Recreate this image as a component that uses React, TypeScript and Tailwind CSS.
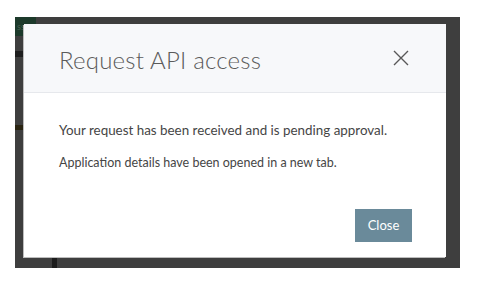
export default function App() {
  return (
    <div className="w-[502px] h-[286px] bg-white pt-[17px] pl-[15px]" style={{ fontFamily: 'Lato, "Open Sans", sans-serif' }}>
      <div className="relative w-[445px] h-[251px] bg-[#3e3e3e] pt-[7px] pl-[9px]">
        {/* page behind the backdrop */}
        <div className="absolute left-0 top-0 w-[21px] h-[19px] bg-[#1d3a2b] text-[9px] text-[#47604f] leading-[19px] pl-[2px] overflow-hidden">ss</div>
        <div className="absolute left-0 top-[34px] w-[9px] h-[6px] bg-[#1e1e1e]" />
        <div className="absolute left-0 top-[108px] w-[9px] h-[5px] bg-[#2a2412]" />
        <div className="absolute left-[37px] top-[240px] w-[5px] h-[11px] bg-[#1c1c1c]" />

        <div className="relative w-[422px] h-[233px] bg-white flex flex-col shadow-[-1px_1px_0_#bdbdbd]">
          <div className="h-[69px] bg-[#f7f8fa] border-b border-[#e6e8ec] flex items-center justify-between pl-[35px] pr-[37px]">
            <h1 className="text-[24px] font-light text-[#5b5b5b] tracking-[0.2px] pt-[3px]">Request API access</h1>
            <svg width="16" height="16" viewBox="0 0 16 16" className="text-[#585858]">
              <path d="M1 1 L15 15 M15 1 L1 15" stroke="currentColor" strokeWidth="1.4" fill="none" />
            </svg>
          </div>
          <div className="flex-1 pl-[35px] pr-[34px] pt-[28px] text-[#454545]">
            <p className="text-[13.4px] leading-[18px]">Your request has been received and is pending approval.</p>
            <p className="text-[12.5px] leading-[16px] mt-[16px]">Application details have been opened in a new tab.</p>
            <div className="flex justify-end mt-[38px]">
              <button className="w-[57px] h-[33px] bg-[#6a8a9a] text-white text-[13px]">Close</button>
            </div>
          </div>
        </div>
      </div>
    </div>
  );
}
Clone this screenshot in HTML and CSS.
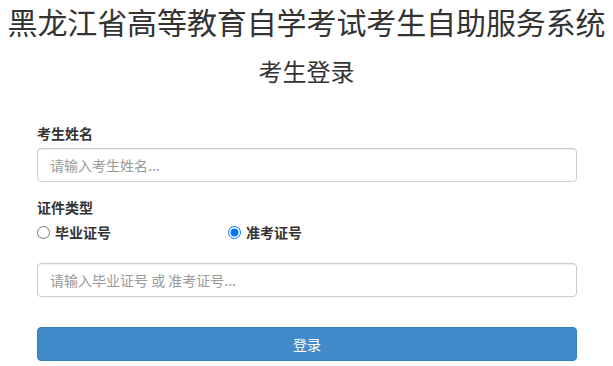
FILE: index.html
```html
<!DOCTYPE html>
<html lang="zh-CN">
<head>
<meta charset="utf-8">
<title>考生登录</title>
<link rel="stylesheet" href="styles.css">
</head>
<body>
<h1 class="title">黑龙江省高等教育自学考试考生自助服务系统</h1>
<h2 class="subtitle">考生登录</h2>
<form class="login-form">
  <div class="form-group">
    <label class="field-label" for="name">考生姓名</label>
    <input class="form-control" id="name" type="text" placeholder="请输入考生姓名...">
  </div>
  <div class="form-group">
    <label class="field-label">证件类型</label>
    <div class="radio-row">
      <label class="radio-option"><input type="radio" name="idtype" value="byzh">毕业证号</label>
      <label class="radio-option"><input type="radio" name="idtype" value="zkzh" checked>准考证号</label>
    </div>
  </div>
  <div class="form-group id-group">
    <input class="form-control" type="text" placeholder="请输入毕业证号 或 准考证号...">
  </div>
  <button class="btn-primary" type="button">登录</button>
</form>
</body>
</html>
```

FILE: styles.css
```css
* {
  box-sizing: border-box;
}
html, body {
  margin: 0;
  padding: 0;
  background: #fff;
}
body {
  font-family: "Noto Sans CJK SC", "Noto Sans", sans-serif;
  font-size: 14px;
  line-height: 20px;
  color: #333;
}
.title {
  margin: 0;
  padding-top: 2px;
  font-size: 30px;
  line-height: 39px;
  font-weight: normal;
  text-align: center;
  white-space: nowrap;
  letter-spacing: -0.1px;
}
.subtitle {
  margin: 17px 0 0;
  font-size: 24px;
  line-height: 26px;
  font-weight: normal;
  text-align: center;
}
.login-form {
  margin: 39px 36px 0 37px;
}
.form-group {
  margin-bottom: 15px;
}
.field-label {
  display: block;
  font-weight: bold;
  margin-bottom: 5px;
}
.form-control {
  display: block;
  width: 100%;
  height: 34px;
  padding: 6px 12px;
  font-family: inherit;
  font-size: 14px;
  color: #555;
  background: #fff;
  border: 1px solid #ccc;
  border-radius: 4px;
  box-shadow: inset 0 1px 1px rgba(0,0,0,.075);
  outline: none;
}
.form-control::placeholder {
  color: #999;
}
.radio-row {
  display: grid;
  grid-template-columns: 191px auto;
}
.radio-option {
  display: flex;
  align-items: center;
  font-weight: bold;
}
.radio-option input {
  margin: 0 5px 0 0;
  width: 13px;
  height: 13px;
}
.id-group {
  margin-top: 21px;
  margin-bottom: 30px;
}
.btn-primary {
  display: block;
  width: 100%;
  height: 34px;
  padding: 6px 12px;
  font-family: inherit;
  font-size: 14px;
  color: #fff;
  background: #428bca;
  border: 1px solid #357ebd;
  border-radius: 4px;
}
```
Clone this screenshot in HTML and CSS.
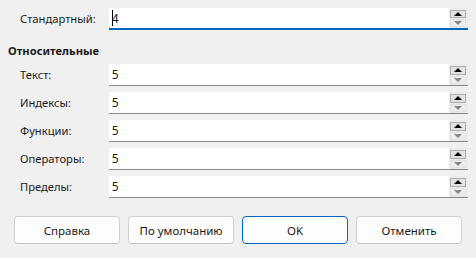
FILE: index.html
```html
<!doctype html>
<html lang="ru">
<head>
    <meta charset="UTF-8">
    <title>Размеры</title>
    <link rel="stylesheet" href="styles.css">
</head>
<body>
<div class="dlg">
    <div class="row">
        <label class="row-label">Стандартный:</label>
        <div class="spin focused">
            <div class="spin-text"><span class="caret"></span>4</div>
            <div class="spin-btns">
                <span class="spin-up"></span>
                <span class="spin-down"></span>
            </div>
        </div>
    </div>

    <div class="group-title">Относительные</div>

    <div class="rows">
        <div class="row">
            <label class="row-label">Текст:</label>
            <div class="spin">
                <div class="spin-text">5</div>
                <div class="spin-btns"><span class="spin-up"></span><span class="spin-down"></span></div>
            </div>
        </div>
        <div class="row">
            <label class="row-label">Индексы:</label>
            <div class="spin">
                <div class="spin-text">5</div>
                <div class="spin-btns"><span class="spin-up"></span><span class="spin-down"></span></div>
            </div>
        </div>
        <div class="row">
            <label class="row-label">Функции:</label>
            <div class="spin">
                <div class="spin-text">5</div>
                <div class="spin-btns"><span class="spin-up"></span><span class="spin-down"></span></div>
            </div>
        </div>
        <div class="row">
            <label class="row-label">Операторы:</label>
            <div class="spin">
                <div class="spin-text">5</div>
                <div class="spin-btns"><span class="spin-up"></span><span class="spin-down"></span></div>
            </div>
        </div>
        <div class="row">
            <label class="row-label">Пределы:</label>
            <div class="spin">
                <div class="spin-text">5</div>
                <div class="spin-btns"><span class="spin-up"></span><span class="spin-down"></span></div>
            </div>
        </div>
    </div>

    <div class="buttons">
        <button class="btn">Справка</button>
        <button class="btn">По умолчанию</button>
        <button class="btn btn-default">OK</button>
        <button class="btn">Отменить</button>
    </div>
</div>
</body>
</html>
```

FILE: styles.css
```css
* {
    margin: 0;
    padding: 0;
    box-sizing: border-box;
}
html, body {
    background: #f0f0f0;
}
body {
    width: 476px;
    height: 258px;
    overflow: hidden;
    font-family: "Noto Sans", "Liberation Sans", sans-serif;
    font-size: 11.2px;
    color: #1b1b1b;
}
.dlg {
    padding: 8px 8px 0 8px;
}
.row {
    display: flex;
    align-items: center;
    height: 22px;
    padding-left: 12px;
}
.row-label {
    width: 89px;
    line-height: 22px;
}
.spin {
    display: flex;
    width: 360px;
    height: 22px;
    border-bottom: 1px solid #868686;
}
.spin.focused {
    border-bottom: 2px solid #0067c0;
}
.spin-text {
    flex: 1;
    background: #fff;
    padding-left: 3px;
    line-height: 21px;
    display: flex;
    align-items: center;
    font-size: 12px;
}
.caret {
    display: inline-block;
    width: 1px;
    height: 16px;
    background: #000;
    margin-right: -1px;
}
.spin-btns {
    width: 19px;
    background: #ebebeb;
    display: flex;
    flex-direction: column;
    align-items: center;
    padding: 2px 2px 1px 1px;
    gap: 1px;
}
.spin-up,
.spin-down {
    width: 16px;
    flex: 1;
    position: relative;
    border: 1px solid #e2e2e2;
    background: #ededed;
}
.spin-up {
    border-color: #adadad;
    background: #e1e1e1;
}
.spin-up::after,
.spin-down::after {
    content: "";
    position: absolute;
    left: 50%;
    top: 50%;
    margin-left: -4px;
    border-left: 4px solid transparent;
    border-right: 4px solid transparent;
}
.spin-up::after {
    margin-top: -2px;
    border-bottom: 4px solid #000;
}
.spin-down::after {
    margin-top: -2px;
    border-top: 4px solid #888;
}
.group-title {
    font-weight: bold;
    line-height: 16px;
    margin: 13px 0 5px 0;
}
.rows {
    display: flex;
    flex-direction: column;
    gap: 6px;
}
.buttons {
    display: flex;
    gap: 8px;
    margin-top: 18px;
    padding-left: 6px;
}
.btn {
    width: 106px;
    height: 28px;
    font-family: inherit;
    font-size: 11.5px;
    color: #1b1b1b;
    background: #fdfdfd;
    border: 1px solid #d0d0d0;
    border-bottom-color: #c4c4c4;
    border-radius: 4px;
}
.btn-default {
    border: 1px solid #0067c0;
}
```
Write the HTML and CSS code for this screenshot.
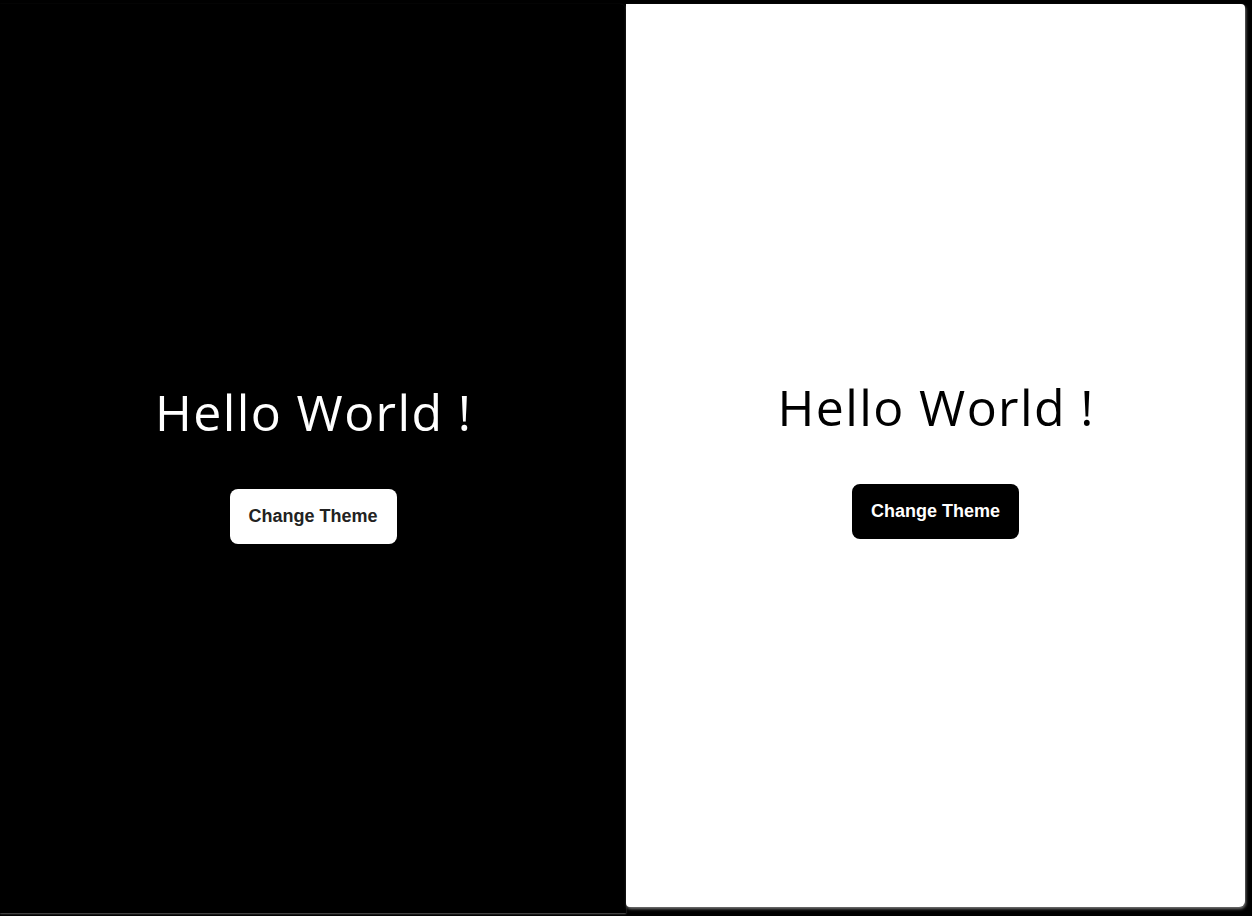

**EXERCISE:** Restate only the lines running from the start of the material above through the line containing "left-[37px] top-[240px] w-[5px]", ends included. No pictures.

**TASK OUTPUT:**
Recreate this image as a component that uses React, TypeScript and Tailwind CSS.
export default function App() {
  return (
    <div className="w-[502px] h-[286px] bg-white pt-[17px] pl-[15px]" style={{ fontFamily: 'Lato, "Open Sans", sans-serif' }}>
      <div className="relative w-[445px] h-[251px] bg-[#3e3e3e] pt-[7px] pl-[9px]">
        {/* page behind the backdrop */}
        <div className="absolute left-0 top-0 w-[21px] h-[19px] bg-[#1d3a2b] text-[9px] text-[#47604f] leading-[19px] pl-[2px] overflow-hidden">ss</div>
        <div className="absolute left-0 top-[34px] w-[9px] h-[6px] bg-[#1e1e1e]" />
        <div className="absolute left-0 top-[108px] w-[9px] h-[5px] bg-[#2a2412]" />
        <div className="absolute left-[37px] top-[240px] w-[5px] h-[11px] bg-[#1c1c1c]" />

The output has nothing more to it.